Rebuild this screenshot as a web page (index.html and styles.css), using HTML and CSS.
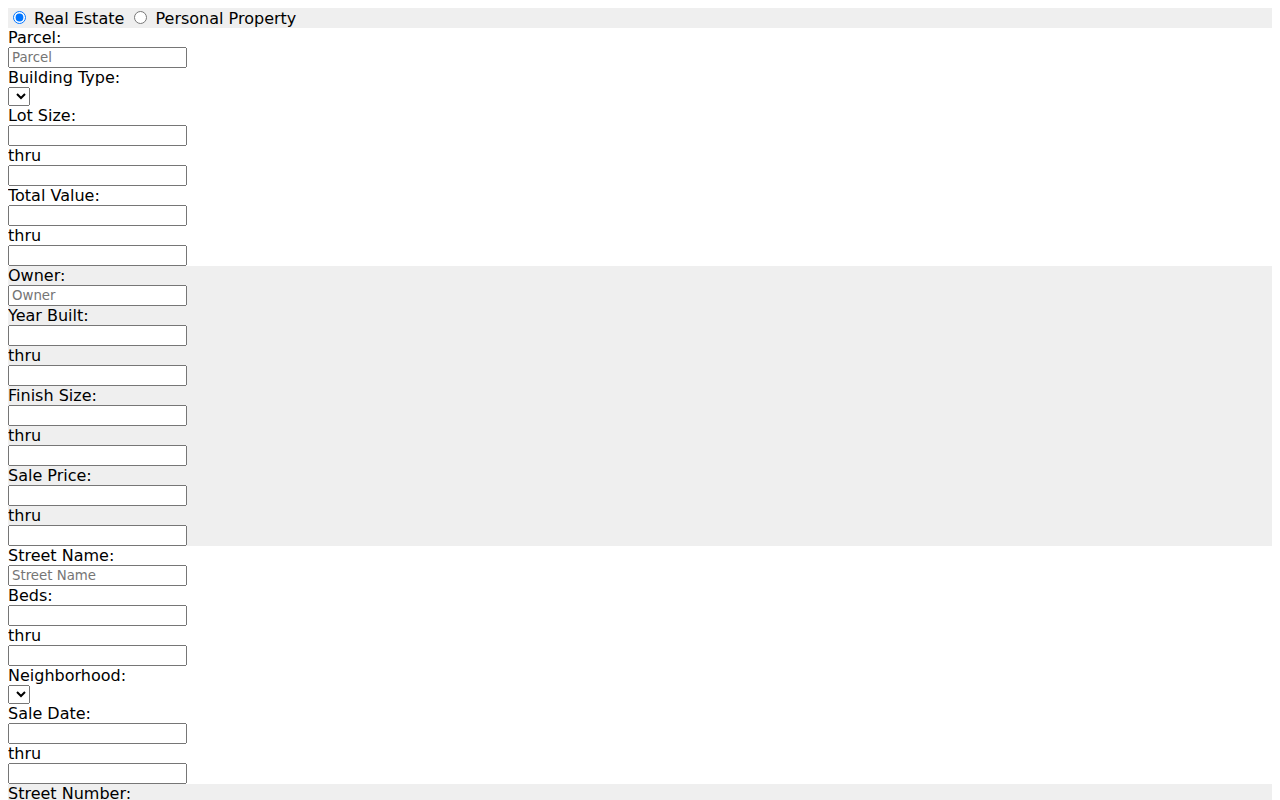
FILE: index.html
```html
<!DOCTYPE html>
<html>
<head>
<meta charset="utf-8">
<link rel="stylesheet" href="styles.css">
</head>
<body>
<form class="search">
  <div class="band band-gray">
    <label class="opt"><input type="radio" name="kind" checked> Real Estate</label>
    <label class="opt"><input type="radio" name="kind"> Personal Property</label>
  </div>
  <div class="band">
    <label class="lbl">Parcel:</label>
    <input class="box" type="text" placeholder="Parcel">
    <label class="lbl">Building Type:</label>
    <select class="sel"></select>
    <label class="lbl">Lot Size:</label>
    <input class="box" type="text">
    <label class="lbl">thru</label>
    <input class="box" type="text">
    <label class="lbl">Total Value:</label>
    <input class="box" type="text">
    <label class="lbl">thru</label>
    <input class="box" type="text">
  </div>
  <div class="band band-gray">
    <label class="lbl">Owner:</label>
    <input class="box" type="text" placeholder="Owner">
    <label class="lbl">Year Built:</label>
    <input class="box" type="text">
    <label class="lbl">thru</label>
    <input class="box" type="text">
    <label class="lbl">Finish Size:</label>
    <input class="box" type="text">
    <label class="lbl">thru</label>
    <input class="box" type="text">
    <label class="lbl">Sale Price:</label>
    <input class="box" type="text">
    <label class="lbl">thru</label>
    <input class="box" type="text">
  </div>
  <div class="band">
    <label class="lbl">Street Name:</label>
    <input class="box" type="text" placeholder="Street Name">
    <label class="lbl">Beds:</label>
    <input class="box" type="text">
    <label class="lbl">thru</label>
    <input class="box" type="text">
    <label class="lbl">Neighborhood:</label>
    <select class="sel"></select>
    <label class="lbl">Sale Date:</label>
    <input class="box" type="text">
    <label class="lbl">thru</label>
    <input class="box" type="text">
  </div>
  <div class="band band-gray">
    <label class="lbl">Street Number:</label>
    <input class="box" type="text" placeholder="Street Number">
    <label class="lbl">Baths:</label>
    <input class="box" type="text">
    <label class="lbl">thru</label>
    <input class="box" type="text">
  </div>
</form>
</body>
</html>
```

FILE: styles.css
```css
body {
  margin: 8px;
  font-family: "DejaVu Sans", sans-serif;
  font-size: 16px;
  color: #000;
  background: #fff;
}
.search {
  margin: 0;
}
.band {
  background: #fff;
}
.band-gray {
  background: #efefef;
}
.lbl {
  display: block;
}
.box {
  display: block;
  box-sizing: border-box;
  width: 179px;
  height: 21px;
  font-family: "DejaVu Sans", sans-serif;
  font-size: 13.33px;
}
.sel {
  display: block;
}
```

__________________________________________________

Restate the listing above word for word, and skip the pictures.

Rebuild this screenshot as a web page (index.html and styles.css), using HTML and CSS.
FILE: index.html
```html
<!DOCTYPE html>
<html>
<head>
<meta charset="utf-8">
<link rel="stylesheet" href="styles.css">
</head>
<body>
<form class="search">
  <div class="band band-gray">
    <label class="opt"><input type="radio" name="kind" checked> Real Estate</label>
    <label class="opt"><input type="radio" name="kind"> Personal Property</label>
  </div>
  <div class="band">
    <label class="lbl">Parcel:</label>
    <input class="box" type="text" placeholder="Parcel">
    <label class="lbl">Building Type:</label>
    <select class="sel"></select>
    <label class="lbl">Lot Size:</label>
    <input class="box" type="text">
    <label class="lbl">thru</label>
    <input class="box" type="text">
    <label class="lbl">Total Value:</label>
    <input class="box" type="text">
    <label class="lbl">thru</label>
    <input class="box" type="text">
  </div>
  <div class="band band-gray">
    <label class="lbl">Owner:</label>
    <input class="box" type="text" placeholder="Owner">
    <label class="lbl">Year Built:</label>
    <input class="box" type="text">
    <label class="lbl">thru</label>
    <input class="box" type="text">
    <label class="lbl">Finish Size:</label>
    <input class="box" type="text">
    <label class="lbl">thru</label>
    <input class="box" type="text">
    <label class="lbl">Sale Price:</label>
    <input class="box" type="text">
    <label class="lbl">thru</label>
    <input class="box" type="text">
  </div>
  <div class="band">
    <label class="lbl">Street Name:</label>
    <input class="box" type="text" placeholder="Street Name">
    <label class="lbl">Beds:</label>
    <input class="box" type="text">
    <label class="lbl">thru</label>
    <input class="box" type="text">
    <label class="lbl">Neighborhood:</label>
    <select class="sel"></select>
    <label class="lbl">Sale Date:</label>
    <input class="box" type="text">
    <label class="lbl">thru</label>
    <input class="box" type="text">
  </div>
  <div class="band band-gray">
    <label class="lbl">Street Number:</label>
    <input class="box" type="text" placeholder="Street Number">
    <label class="lbl">Baths:</label>
    <input class="box" type="text">
    <label class="lbl">thru</label>
    <input class="box" type="text">
  </div>
</form>
</body>
</html>
```

FILE: styles.css
```css
body {
  margin: 8px;
  font-family: "DejaVu Sans", sans-serif;
  font-size: 16px;
  color: #000;
  background: #fff;
}
.search {
  margin: 0;
}
.band {
  background: #fff;
}
.band-gray {
  background: #efefef;
}
.lbl {
  display: block;
}
.box {
  display: block;
  box-sizing: border-box;
  width: 179px;
  height: 21px;
  font-family: "DejaVu Sans", sans-serif;
  font-size: 13.33px;
}
.sel {
  display: block;
}
```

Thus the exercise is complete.